Key things to remember about the Basilica Ulpia

  • The Basilica Ulpia was the giant civic hall in the Forum of Trajan, built around 106-112 CE and used for law courts, business, and public meetings, never for worship.

  • Trajan was the patron, the Roman public was the audience, and the building's scale and luxury served as imperial propaganda funded by spoils from the Dacian Wars, which is the core of learning objective 2.3.A.

  • Its plan featured a central nave, side aisles separated by colonnades, apses at the ends, and clerestory windows lighting the interior.

  • The basilica plan was later adopted by early Christian churches, making the Basilica Ulpia a key 'before' example in continuity-and-change questions about architecture.

  • On the exam, analyze it as part of the Forum of Trajan complex, alongside the Column of Trajan, rather than as a standalone work.

Frequently asked questions about the Basilica Ulpia

What is the Basilica Ulpia in AP Art History?

It's the massive civic hall inside the Forum of Trajan in Rome, built around 106-112 CE by the architect Apollodorus of Damascus. It hosted law courts, business, and public gatherings, and it's studied in Topic 2.3 as an example of how patron and purpose shape architecture.

Was the Basilica Ulpia a church or temple?

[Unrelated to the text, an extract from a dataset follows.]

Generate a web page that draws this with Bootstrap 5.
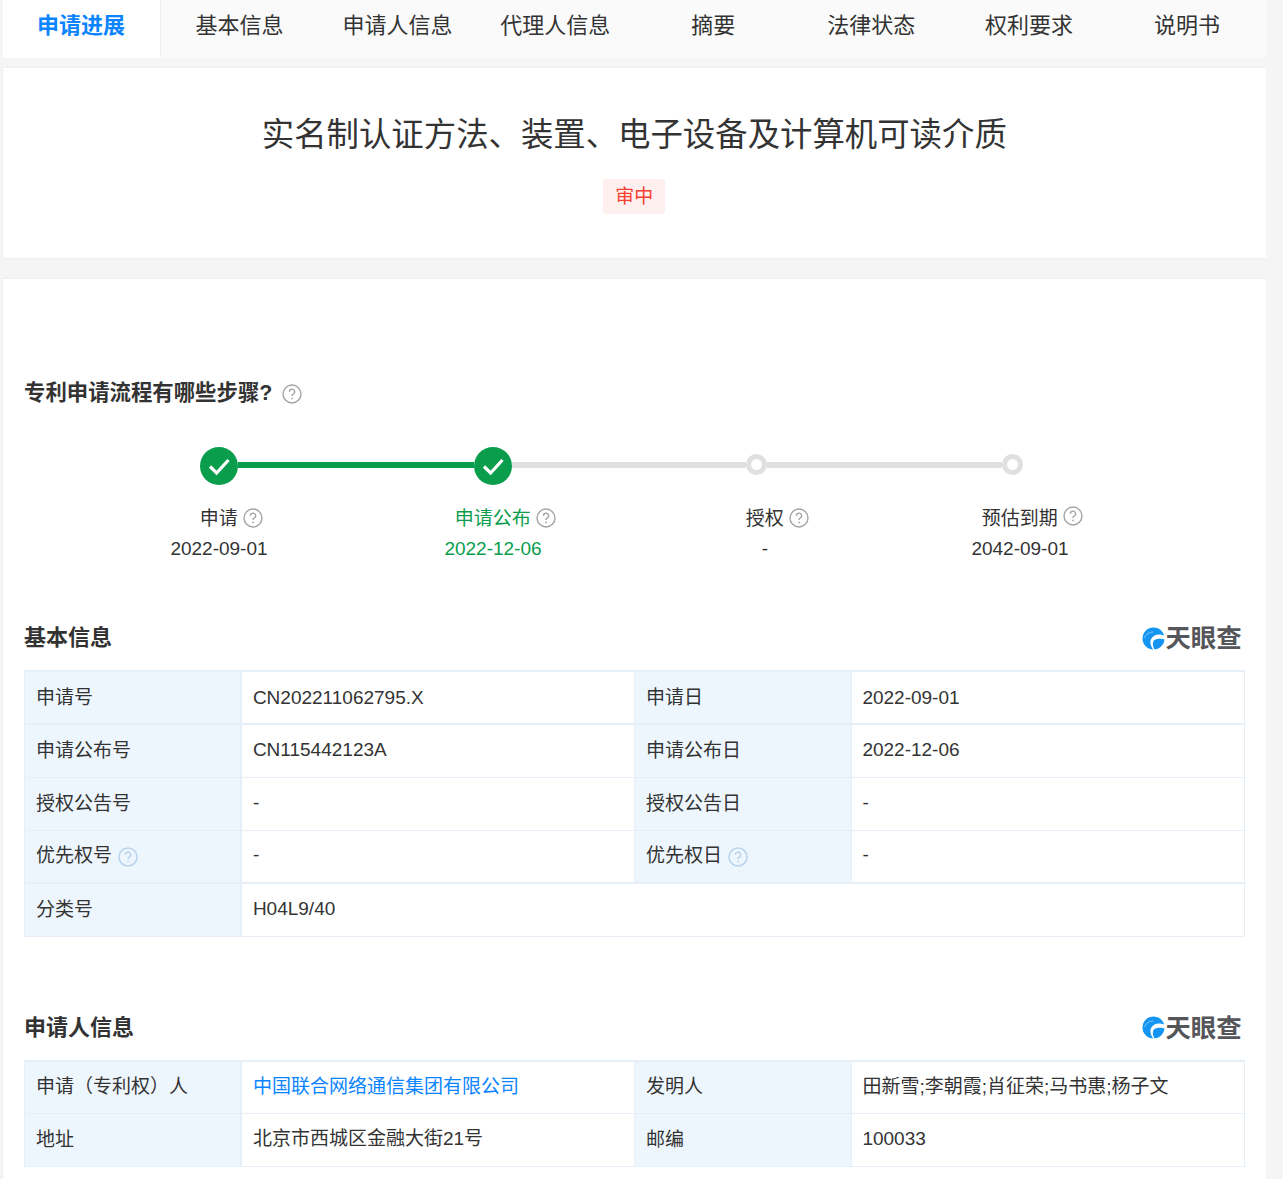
<!DOCTYPE html>
<html lang="zh-CN">
<head>
<meta charset="utf-8">
<title>专利详情</title>
<link href="https://cdn.jsdelivr.net/npm/bootstrap@5.3.0/dist/css/bootstrap.min.css" rel="stylesheet">
<style>
html,body{height:1179px;overflow:hidden}
body{background:#f5f5f5;color:#333;font-family:"Liberation Sans","Noto Sans CJK SC",sans-serif;font-size:19px;padding-left:2.6px;width:1266px}
.tabbar{height:58px;background:#fafafa}
.tabitem{width:158px;height:58px;line-height:52px;text-align:center;font-size:22px;color:#333}
.tabitem.on{background:#fff;color:#0a84ff;font-weight:700;border-right:1px solid #f0f0f0}
.panel{background:#fff;box-shadow:0 0 2px rgba(0,0,0,.08)}
.hero{margin-top:10px;height:190px;padding-top:43px}
.hero-title{font-size:32.4px;line-height:48px;font-weight:400;margin:0;color:#333}
.status{margin-top:20px;display:inline-block;height:35px;width:62px;line-height:35px;background:#fff0f0;color:#f5412f;font-size:19px;border-radius:3px}
.detail{margin-top:21px;height:900px;padding:0 21.4px}
.flow-title{padding-top:98px;font-size:21.4px;line-height:32px;font-weight:700;color:#333}
.flow-title .qm{margin-left:4px}
.qm{display:inline-block;vertical-align:middle}
.qm-gray circle:first-child{fill:none;stroke:#a5a5a5;stroke-width:1.4}
.qm-gray path{fill:none;stroke:#a5a5a5;stroke-width:1.4}
.qm-gray circle:last-child{fill:#a5a5a5}
.qm-blue{margin-left:1px}
.qm-blue circle:first-child{fill:none;stroke:#b8d4ec;stroke-width:1.5}
.qm-blue path{fill:none;stroke:#b8d4ec;stroke-width:1.5}
.qm-blue circle:last-child{fill:#b8d4ec}
.track{margin-top:38px;height:38px;padding-left:176.4px}
.track-line{height:6px;background:#e0e0e0;margin-bottom:2px}
.track-line.done{background:#0a9e4c}
.dot-done{width:38px;height:38px;flex:none}
.dot-todo{width:21px;height:21px;flex:none;border:5px solid #e0e0e0;border-radius:50%;background:#fff;margin-bottom:3px}
.steps{margin-top:19px;line-height:30px}
.stepcol{text-align:center;flex:none}
.stepcol .qm{margin-right:-25px;margin-top:-3px}
.stepcol .qm.raised{margin-top:-8px}
.stepcol.green{color:#0a9e4c}
.sec-head{font-size:22px;line-height:32px;font-weight:700;color:#333}
.tyc{font-size:25.4px;line-height:32px;font-weight:700;color:#55565a;padding-right:3px}
.sheet{width:1220px;margin:0;border-collapse:collapse;table-layout:fixed;color:#333}
.sheet td{height:53px;padding:0 10.4px;border:1px solid #e6eff7;vertical-align:middle;line-height:26px;background:#fff}
.sheet td.lab{background:#eef6fd;padding:0 11px}
.sheet td:first-child{border-right-width:2px}
.sheet tr:first-child td{border-top-width:2px}
.sheet tr+tr td{padding-bottom:2px}
.sheet tr.heavy td{border-bottom-width:2px}
.sheet a{color:#0a84ff;text-decoration:none}
.first-sec{margin-top:58px}
.second-sec{margin-top:75px}
.sheet-wrap{margin-top:16px}
</style>
</head>
<body>
<div class="tabbar d-flex">
  <div class="tabitem on">申请进展</div>
  <div class="tabitem">基本信息</div>
  <div class="tabitem">申请人信息</div>
  <div class="tabitem">代理人信息</div>
  <div class="tabitem">摘要</div>
  <div class="tabitem">法律状态</div>
  <div class="tabitem">权利要求</div>
  <div class="tabitem">说明书</div>
</div>

<div class="panel hero text-center">
  <h1 class="hero-title">实名制认证方法、装置、电子设备及计算机可读介质</h1>
  <span class="status">审中</span>
</div>

<div class="panel detail">
  <div class="flow-title">专利申请流程有哪些步骤? <svg class="qm qm-gray" width="20" height="20" viewBox="0 0 20 20"><circle cx="10" cy="10" r="9"/><path d="M7.4 7.8a2.6 2.6 0 1 1 3.9 2.2c-.9.5-1.3 1-1.3 2"/><circle cx="10" cy="14.4" r=".9"/></svg></div>

  <div class="track d-flex align-items-center">
    <svg class="dot-done" viewBox="0 0 38 38"><circle cx="19" cy="19" r="19" fill="#0a9e4c"/><path d="M10 19.5l6.6 6.5L28.5 13" fill="none" stroke="#fff" stroke-width="3.2"/></svg>
    <div class="track-line done" style="width:236px"></div>
    <svg class="dot-done" viewBox="0 0 38 38"><circle cx="19" cy="19" r="19" fill="#0a9e4c"/><path d="M10 19.5l6.6 6.5L28.5 13" fill="none" stroke="#fff" stroke-width="3.2"/></svg>
    <div class="track-line" style="width:234px"></div>
    <div class="dot-todo"></div>
    <div class="track-line" style="width:235px"></div>
    <div class="dot-todo"></div>
  </div>

  <div class="steps d-flex">
    <div class="stepcol" style="width:274px;margin-left:58px">
      <div>申请 <svg class="qm qm-gray" width="20" height="20" viewBox="0 0 20 20"><circle cx="10" cy="10" r="9"/><path d="M7.4 7.8a2.6 2.6 0 1 1 3.9 2.2c-.9.5-1.3 1-1.3 2"/><circle cx="10" cy="14.4" r=".9"/></svg></div>
      <div>2022-09-01</div>
    </div>
    <div class="stepcol green" style="width:274px">
      <div>申请公布 <svg class="qm qm-gray" width="20" height="20" viewBox="0 0 20 20"><circle cx="10" cy="10" r="9"/><path d="M7.4 7.8a2.6 2.6 0 1 1 3.9 2.2c-.9.5-1.3 1-1.3 2"/><circle cx="10" cy="14.4" r=".9"/></svg></div>
      <div>2022-12-06</div>
    </div>
    <div class="stepcol" style="width:270px">
      <div>授权 <svg class="qm qm-gray" width="20" height="20" viewBox="0 0 20 20"><circle cx="10" cy="10" r="9"/><path d="M7.4 7.8a2.6 2.6 0 1 1 3.9 2.2c-.9.5-1.3 1-1.3 2"/><circle cx="10" cy="14.4" r=".9"/></svg></div>
      <div>-</div>
    </div>
    <div class="stepcol" style="width:240px">
      <div>预估到期 <svg class="qm qm-gray raised" width="20" height="20" viewBox="0 0 20 20"><circle cx="10" cy="10" r="9"/><path d="M7.4 7.8a2.6 2.6 0 1 1 3.9 2.2c-.9.5-1.3 1-1.3 2"/><circle cx="10" cy="14.4" r=".9"/></svg></div>
      <div>2042-09-01</div>
    </div>
  </div>

  <div class="first-sec d-flex justify-content-between align-items-center sec-head">
    <span>基本信息</span>
    <span class="d-flex align-items-center tyc"><svg width="23" height="23" viewBox="0 0 23 23"><circle cx="11.500" cy="11.500" r="11" fill="#1495f2"/><path d="M23 9C17.500 6 11 7.500 8.800 12.500c-1.200 3.500.4 7.500 2.700 10.500h1.300c-2-3.300-2.800-6.600-1-9.500C14 11.500 18.500 11 23 12.500z" fill="#fff"/><path d="M2.500 11c1.500-4 5-6 9-6" fill="none" stroke="#9fd3fa" stroke-width=".8"/></svg>天眼查</span>
  </div>

  <div class="sheet-wrap">
    <table class="sheet">
      <colgroup><col style="width:217px"><col style="width:393px"><col style="width:217px"><col style="width:393px"></colgroup>
      <tr class="heavy"><td class="lab">申请号</td><td>CN202211062795.X</td><td class="lab">申请日</td><td>2022-09-01</td></tr>
      <tr><td class="lab">申请公布号</td><td>CN115442123A</td><td class="lab">申请公布日</td><td>2022-12-06</td></tr>
      <tr><td class="lab">授权公告号</td><td>-</td><td class="lab">授权公告日</td><td>-</td></tr>
      <tr class="heavy"><td class="lab">优先权号 <svg class="qm qm-blue" width="20" height="20" viewBox="0 0 20 20"><circle cx="10" cy="10" r="9"/><path d="M7.4 7.8a2.6 2.6 0 1 1 3.9 2.2c-.9.5-1.3 1-1.3 2"/><circle cx="10" cy="14.4" r=".9"/></svg></td><td>-</td><td class="lab">优先权日 <svg class="qm qm-blue" width="20" height="20" viewBox="0 0 20 20"><circle cx="10" cy="10" r="9"/><path d="M7.4 7.8a2.6 2.6 0 1 1 3.9 2.2c-.9.5-1.3 1-1.3 2"/><circle cx="10" cy="14.4" r=".9"/></svg></td><td>-</td></tr>
      <tr><td class="lab">分类号</td><td colspan="3">H04L9/40</td></tr>
    </table>
  </div>

  <div class="second-sec d-flex justify-content-between align-items-center sec-head">
    <span>申请人信息</span>
    <span class="d-flex align-items-center tyc"><svg width="23" height="23" viewBox="0 0 23 23"><circle cx="11.500" cy="11.500" r="11" fill="#1495f2"/><path d="M23 9C17.500 6 11 7.500 8.800 12.500c-1.200 3.500.4 7.500 2.700 10.500h1.300c-2-3.300-2.800-6.600-1-9.500C14 11.500 18.500 11 23 12.500z" fill="#fff"/><path d="M2.500 11c1.500-4 5-6 9-6" fill="none" stroke="#9fd3fa" stroke-width=".8"/></svg>天眼查</span>
  </div>

  <div class="sheet-wrap">
    <table class="sheet">
      <colgroup><col style="width:217px"><col style="width:393px"><col style="width:217px"><col style="width:393px"></colgroup>
      <tr><td class="lab">申请（专利权）人</td><td><a href="#">中国联合网络通信集团有限公司</a></td><td class="lab">发明人</td><td>田新雪;李朝霞;肖征荣;马书惠;杨子文</td></tr>
      <tr><td class="lab">地址</td><td>北京市西城区金融大街21号</td><td class="lab">邮编</td><td>100033</td></tr>
    </table>
  </div>
</div>
</body>
</html>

No. Despite the religious sound of the word 'basilica' today, the Basilica Ulpia was a completely secular building used for legal, commercial, and administrative business. Christians only borrowed the basilica floor plan for churches centuries later.

How is the Basilica Ulpia different from a Christian basilica?

Function, not form. Both share the nave-aisle-apse layout with clerestory lighting, but the Basilica Ulpia served Roman civic life while Christian basilicas like Santa Sabina adapted that same plan for worship. Exam questions love this continuity-and-change pairing.

Why did Trajan build the Basilica Ulpia?

To give Rome a grand public amenity and advertise his own power and generosity. He funded it with spoils from the Dacian Wars and named it after his family name, Ulpius, so every Roman doing business inside was reminded of the emperor who provided it.

Is the Basilica Ulpia in the AP Art History image set?

Not as a standalone work. It appears as part of the Forum of Trajan, which is in the required image set for Unit 2, so you should know the basilica as a component of that larger complex along with the Column of Trajan.